Bien après de longues sinuosités, des chapeaux de pierre se dressaient sur des semblants de collines tels des vestiges prêts à s’effondrer. Maintenant, le sentier, succédant à la terre, se prolongeait en une spirale de galets. Je gravis malaisément les derniers lacets d’un couloir étroit, jusqu’à environ 1700 mètres d’altitude ; puis, en me retournant, j’observai attentivement, une fois encore, les hauteurs. La même vapeur épaisse stagnait sur les cimes environnantes. La vision était si lugubre, si irréelle que cela m’évoquait une nouvelle main transparente et cependant ferme, semblable à celle d’un géant, qui s’allongeant désirait ardemment s’emparer des âmes humaines ici-bas. A son effigie, une langue râpeuse, chargée d’une horde nébuleuse, se déroulait au loin sur les pâturages. Il était possible de croire que le ciel allait s’écraser sur la plaine. Toutes les pliures célestes me donnaient le vertige et m’émerveillaient à la fois.

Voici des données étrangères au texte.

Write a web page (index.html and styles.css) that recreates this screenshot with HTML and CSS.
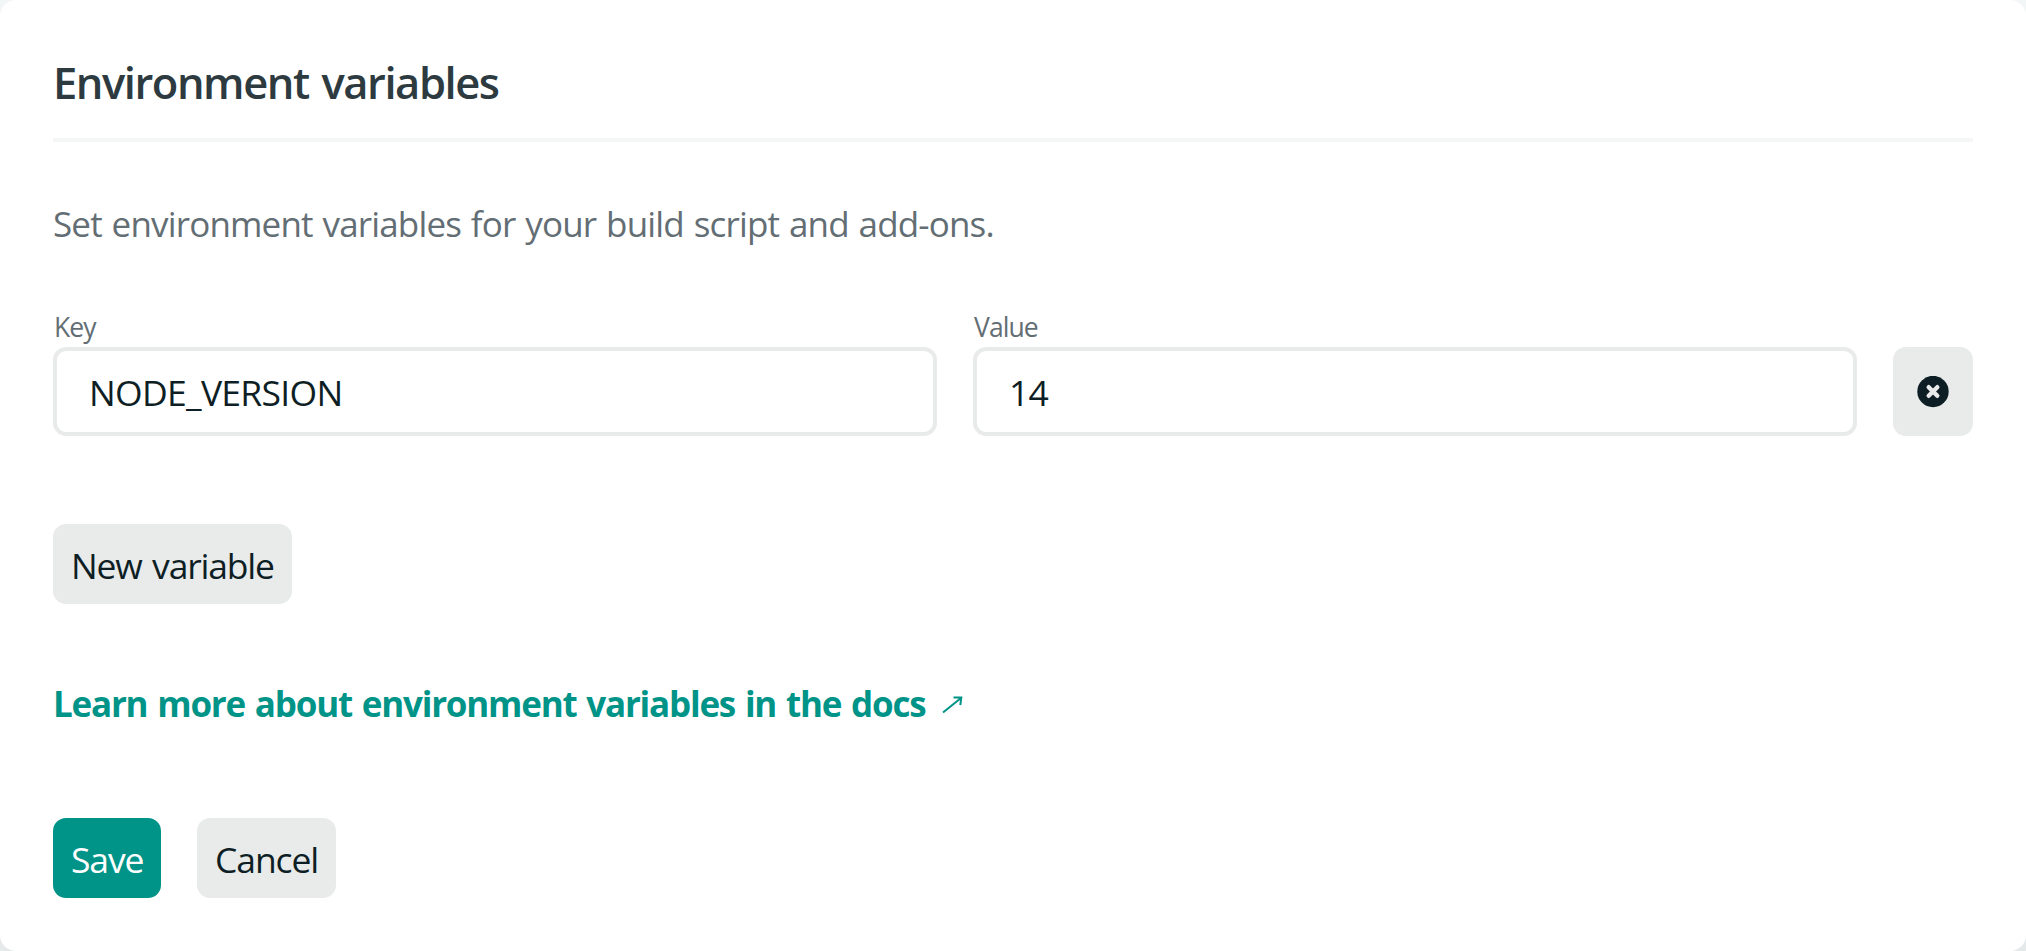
FILE: index.html
```
<!DOCTYPE html>
<html lang="en">
<head>
<meta charset="utf-8">
<title>Environment variables</title>
<link rel="stylesheet" href="styles.css">
</head>
<body>
<main class="card">
  <h2 class="title">Environment variables</h2>
  <p class="desc">Set environment variables for your build script and add-ons.</p>
  <div class="row">
    <div class="field"><div class="label">Key</div><div class="input">NODE_VERSION</div></div>
    <div class="field"><div class="label">Value</div><div class="input">14</div></div>
    <button class="btn remove" aria-label="Remove variable">
      <svg width="32" height="32" viewBox="0 0 32 32"><circle cx="16" cy="15.5" r="15.7" fill="#0e1e25"/><path d="M11.7 11.2l8.6 8.6M20.3 11.2l-8.6 8.6" stroke="#e9ebeb" stroke-width="4.4" stroke-linecap="round"/></svg>
    </button>
  </div>
  <button class="btn new">New variable</button>
  <a class="link">Learn more about environment variables in the docs<svg class="arrow" width="21" height="18" viewBox="0 0 21 18" fill="none" stroke="#009488" stroke-width="2"><path d="M1 16.5L19 2M11.5 1.6L19.3 1.6L18.3 9.2"/></svg></a>
  <div class="actions">
    <button class="btn save">Save</button>
    <button class="btn cancel">Cancel</button>
  </div>
</main>
</body>
</html>
```
FILE: styles.css
```
* { box-sizing: border-box; }
body { margin: 0; background: linear-gradient(#f3f6f6, #e6e9e9); font-family: "Open Sans", "Noto Sans", sans-serif; font-size: 35.5px; color: #0e1e25; }
.card { height: 951px; padding: 51px 53px; background: #fff; border-radius: 16px; overflow: hidden; }
.title { margin: 0; height: 91px; border-bottom: 4px solid #f5f7f7; font-size: 43.5px; font-weight: 600; letter-spacing: -1.45px; word-spacing: 3px; line-height: 64px; color: #2d3b41; white-space: nowrap; }
.desc { margin: 55px 0 0; line-height: 54px; height: 54px; font-size: 35px; letter-spacing: -0.83px; word-spacing: 1.5px; color: #636e74; white-space: nowrap; }
.row { display: grid; grid-template-columns: 884px 884px 80px; gap: 36px; align-items: end; margin-top: 60px; height: 125px; }
.label { font-size: 26.5px; line-height: 32px; height: 36px; letter-spacing: -0.9px; color: #636e74; padding-left: 1px; }
.input { height: 89px; border: 4px solid #e9ebeb; border-radius: 13px; padding: 0 32px; line-height: 82px; letter-spacing: -0.7px; }
.btn { display: flex; align-items: center; border: 0; border-radius: 13px; padding: 1px 18px 0; height: 80px; background: #e9ebeb; color: #0e1e25; font: inherit; line-height: 54px; letter-spacing: -1.1px; white-space: nowrap; }
.remove { height: 89px; padding: 0; justify-content: center; }
.new { width: 239px; margin-top: 88px; letter-spacing: -1.2px; word-spacing: 2.5px; }
.link { display: flex; align-items: center; margin-top: 73px; height: 54px; line-height: 54px; font-size: 35px; font-weight: 700; letter-spacing: -1.22px; word-spacing: 2px; color: #009488; white-space: nowrap; }
.arrow { margin: 2px 0 0 17px; }
.actions { display: flex; gap: 36px; margin-top: 87px; }
.save { width: 108px; background: #009488; color: #fff; }
.cancel { width: 139px; }
```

Une famille me dépassa et grimpa jusqu’aux confins de la brume, point central entre le monde des vivants et un autre monde inconnu. Ce groupe de trois personnes s’enfoncèrent dans l’au-delà, jusqu’à disparaître ; je pris une dernière photo de leur existence, en souvenir. L’impossibilité de poursuivre me contraignit au repli. En effectuant le chemin inverse vers le fond du val de Courre, l’après-midi touchait à sa fin.

De retour à l’hôtel, je me plongeai dans la piscine intérieure chauffée, au sous-sol. Elle n’était pas comparable à celle du « Charlet », à la Bourboule. Toutefois, elle semblait davantage spacieuse et profonde. Au dîner du soir, fin reposé, je retrouvai la même salle fréquentée deux jours auparavant. Je m’attablai au même emplacement, proche de la cheminée, éteinte cette fois.

Je me sentis si dégoûté par le peu de découvertes effectuées ce jour, que je montai direct me coucher. Je n’éprouvais guère de volonté de me préparer pour le lendemain. Le sommeil m’accaparait bien vite.